The Panzerschreck could penetrate 100 mm of armor using early war rockets, and 160 mm of armor with rockets developed later in the war, for which the blast shield of the RPzB 54 was necessary. Late war German tactical doctrine called for Panzerschreck and/or Panzerfaust teams to set up in staggered trenches no further than 115 metres apart. In this way, attacking armor would face anti-tank fire from multiple directions at a distance of no more than 69 metres. Anti-tank teams were instructed to aim for the thinner side or rear armor whenever possible. Allied armored units frequently attempted to add improvised protection to their tanks, e.g. sandbags, spare track units, logs and so on to protect against HEAT rounds. Most of this makeshift protection had little effect, and overtaxed the vehicle’s engine, transmission, and suspension systems. Another defense was to rig metal mesh and netting around the tank, resembling the German Schürzen auxiliary plates.
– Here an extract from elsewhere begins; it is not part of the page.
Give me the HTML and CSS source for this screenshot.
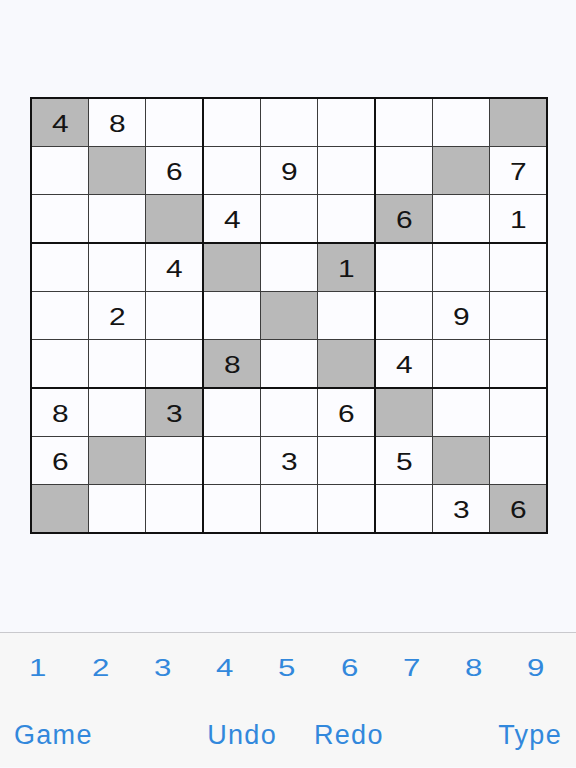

The Panzerschreck’s combat success caused the Bazooka to be completely redesigned at the close of World War II. A larger, 90 mm (3.5 in) model was adopted; hence, the M20 Super Bazooka. Though bearing a superficial resemblance to the Panzerschreck, the M20 had greater effective range, penetrating capability, and was nearly 20% lighter than its former counterpart.
In 1944, Germany provided the Panzerschreck to Finland, who used it to great effect against Soviet armour. The Finnish name for the weapon was Panssarinkauhu (literal translation of the German name). An all-new Finnish weapon, the 55 S 55, was developed after the war along the lines of Panzerschreck.